12. Section 543 corresponds to Section 333 of the English Act of 1948. Buckley (Companies Act, 12th Edn.) states at page 682:
'The section is personal only against the director or officer and does not apply as against the executors of a deceased director or officer.' In England, the law has been materially altered by the Law Reform (Miscellaneous Provisions) Act, 1934, under which, subject to the provisions of Section 1, on the death of any person after the commencement of the Act, all causes of action subsisting against or vested in him survive against or, as the case may be, for the benefit of his estate.

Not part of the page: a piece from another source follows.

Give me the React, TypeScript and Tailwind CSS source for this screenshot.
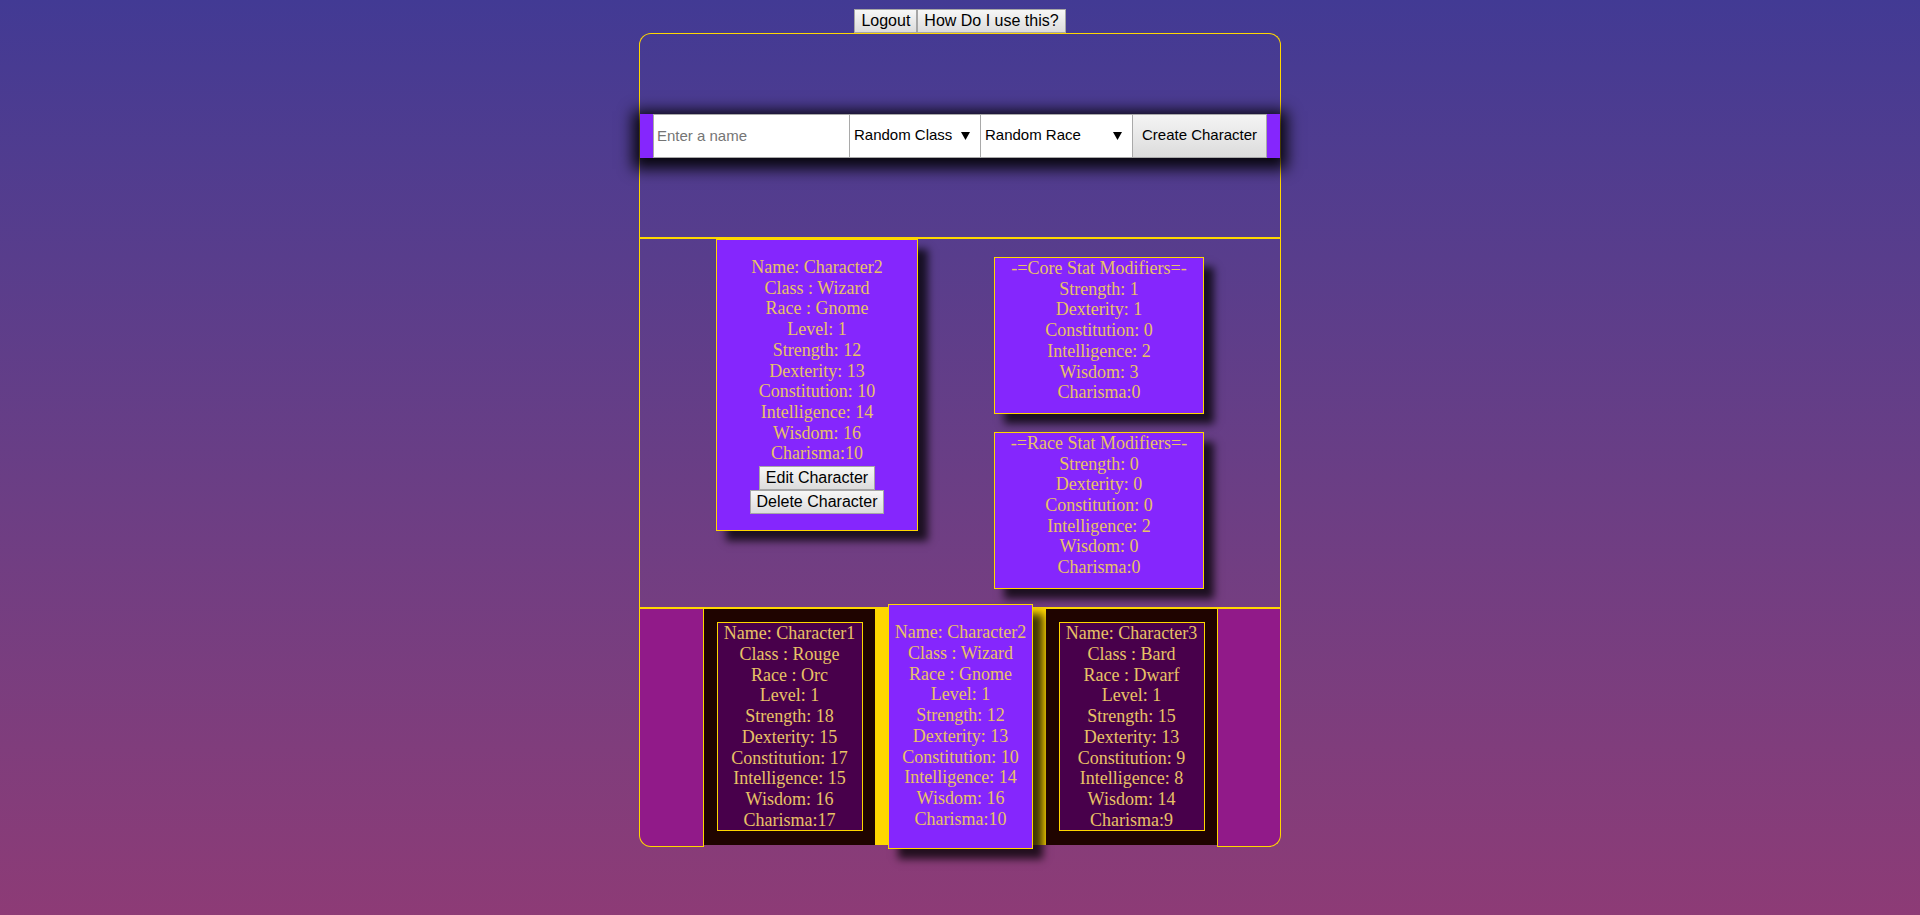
import { FC } from "react";

type Character = {
    name: string
    cls: string
    race: string
    level: number
    str: number
    dex: number
    con: number
    int: number
    wis: number
    cha: number
}

const characters: Character[] = [
    { name: 'Character1', cls: 'Rouge', race: 'Orc', level: 1, str: 18, dex: 15, con: 17, int: 15, wis: 16, cha: 17 },
    { name: 'Character2', cls: 'Wizard', race: 'Gnome', level: 1, str: 12, dex: 13, con: 10, int: 14, wis: 16, cha: 10 },
    { name: 'Character3', cls: 'Bard', race: 'Dwarf', level: 1, str: 15, dex: 13, con: 9, int: 8, wis: 14, cha: 9 },
]

const serif = "font-['Liberation_Serif','Times_New_Roman',serif] text-[18px] leading-[20.7px] text-[#e8c266] text-center"
const sans = "font-['Liberation_Sans',Arial,sans-serif] text-[16px] leading-[18px] text-black"
const formFont = "font-['Liberation_Sans',Arial,sans-serif] text-[15px] text-black"
const btn = "border border-[#a6a6a6] bg-gradient-to-b from-[#f7f7f7] to-[#dcdcdc] px-[6px] py-[2px] whitespace-nowrap " + sans

const Arrow = () => (
    <svg width="9" height="9" viewBox="0 0 9 9" className="shrink-0">
        <path d="M0 1 L9 1 L4.5 9 Z" fill="#000" />
    </svg>
)

const StatLines: FC<{ c: Character }> = ({ c }) => (
    <>
        <p>Name: {c.name}</p>
        <p>Class : {c.cls}</p>
        <p>Race : {c.race}</p>
        <p>Level: {c.level}</p>
        <p>Strength: {c.str}</p>
        <p>Dexterity: {c.dex}</p>
        <p>Constitution: {c.con}</p>
        <p>Intelligence: {c.int}</p>
        <p>Wisdom: {c.wis}</p>
        <p>Charisma:{c.cha}</p>
    </>
)

const Modifiers: FC<{ title: string, values: number[] }> = ({ title, values }) => (
    <div className={"w-[210px] border border-[#ffd700] bg-[#8526fd] pb-[10px] shadow-[10px_10px_8px_rgba(0,0,0,0.75)] " + serif}>
        <p>-={title}=-</p>
        <p>Strength: {values[0]}</p>
        <p>Dexterity: {values[1]}</p>
        <p>Constitution: {values[2]}</p>
        <p>Intelligence: {values[3]}</p>
        <p>Wisdom: {values[4]}</p>
        <p>Charisma:{values[5]}</p>
    </div>
)

const SideCard: FC<{ c: Character }> = ({ c }) => (
    <div className="w-[171px] self-stretch bg-[#1f0400] flex items-center justify-center">
        <div className={"w-[146px] border border-[#ffd700] bg-[#48004b] " + serif}>
            <StatLines c={c} />
        </div>
    </div>
)

export default function App() {
    const selected = characters[1]

    return (
        <div className="min-h-screen w-full bg-gradient-to-b from-[#423a94] to-[#8d3b76] pt-[9px]">
            <div className="flex justify-center">
                <button className={btn + " h-[24px]"}>Logout</button>
                <button className={btn + " h-[24px]"}>How Do I use this?</button>
            </div>

            <div className="w-[642px] mx-auto">
                <div className="border-t border-x border-[#ffd700] rounded-t-[12px]">
                    {/* create form */}
                    <div className="h-[205px] flex items-center border-b-2 border-[#ffd700]">
                        <div className="w-full h-[44px] bg-[#8526fd] flex justify-center shadow-[0_4px_14px_7px_rgba(0,0,0,0.9)]">
                            <input
                                placeholder="Enter a name"
                                className={"w-[197px] h-[44px] bg-white border border-[#a9a9a9] pl-[3px] outline-none placeholder:text-[#757575] " + formFont}
                            />
                            <div className={"w-[131px] h-[44px] bg-white border-y border-r border-[#a9a9a9] flex items-center justify-between pl-[4px] pr-[10px] " + formFont}>
                                <span>Random Class</span>
                                <Arrow />
                            </div>
                            <div className={"w-[152px] h-[44px] bg-white border-y border-r border-[#a9a9a9] flex items-center justify-between pl-[4px] pr-[10px] " + formFont}>
                                <span>Random Race</span>
                                <Arrow />
                            </div>
                            <button className={"w-[134px] h-[44px] border border-l-0 border-[#a9a9a9] bg-gradient-to-b from-[#f4f4f4] to-[#dcdcdc] " + formFont}>
                                Create Character
                            </button>
                        </div>
                    </div>

                    {/* selected character */}
                    <div className="flex justify-evenly items-start border-b-2 border-[#ffd700]">
                        <div className={"w-[202px] border border-[#ffd700] bg-[#8526fd] pt-[17px] pb-[16px] shadow-[10px_10px_8px_rgba(0,0,0,0.75)] flex flex-col items-center " + serif}>
                            <StatLines c={selected} />
                            <button className={btn + " mt-[2px]"}>Edit Character</button>
                            <button className={btn}>Delete Character</button>
                        </div>
                        <div className="my-[18px] flex flex-col gap-[18px]">
                            <Modifiers title="Core Stat Modifiers" values={[1, 1, 0, 2, 3, 0]} />
                            <Modifiers title="Race Stat Modifiers" values={[0, 0, 0, 2, 0, 0]} />
                        </div>
                    </div>
                </div>

                {/* carousel */}
                <div className="flex">
                    <div className="w-[65px] h-[238px] bg-[#911a89] border-l border-r border-b border-[#ffd700] rounded-bl-[12px]" />
                    <div className="w-[513px] h-[236px] bg-[#ffd700] flex items-center justify-between">
                        <SideCard c={characters[0]} />
                        <div className={"w-[145px] h-[245px] shrink-0 border border-[#ffd700] bg-[#8526fd] pt-[17px] shadow-[10px_10px_8px_rgba(0,0,0,0.75)] " + serif}>
                            <StatLines c={characters[1]} />
                        </div>
                        <SideCard c={characters[2]} />
                    </div>
                    <div className="w-[64px] h-[238px] bg-[#911a89] border-l border-r border-b border-[#ffd700] rounded-br-[12px]" />
                </div>
            </div>
        </div>
    )
}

In Halsbury's Laws of England Volume 6, 3rd Edn. the following rule is stated at page 622 -'The executors of a deceased officer are not officers and were therefore not liable before the commencement of the Law Reform (Miscellaneous Provisions) Act, 1934, to misfeasance proceedings.'
The foot-note refers to the case in Re British Guardians Life Assurance Co., (1880) 14 Ch D 335. That case arose under Section 165 of the English Act of X862 (which was substantially in the same form as Section 333 of the 19.48 Act) and it was held that proceedings against executors must be by action and not by summons under the section. But whatever the position may be in England, as far as proceedings under Section 543 are concerned, we respectfully agree with the view taken in : (1958)2MLJ167 . On this ground, we are of opinion that the suit was competent. The liquidator could not have proceeded against the defendants, who are the heirs of a deceased director under Section 543.
13. In the result, the appeal fails and is dismissed with costs.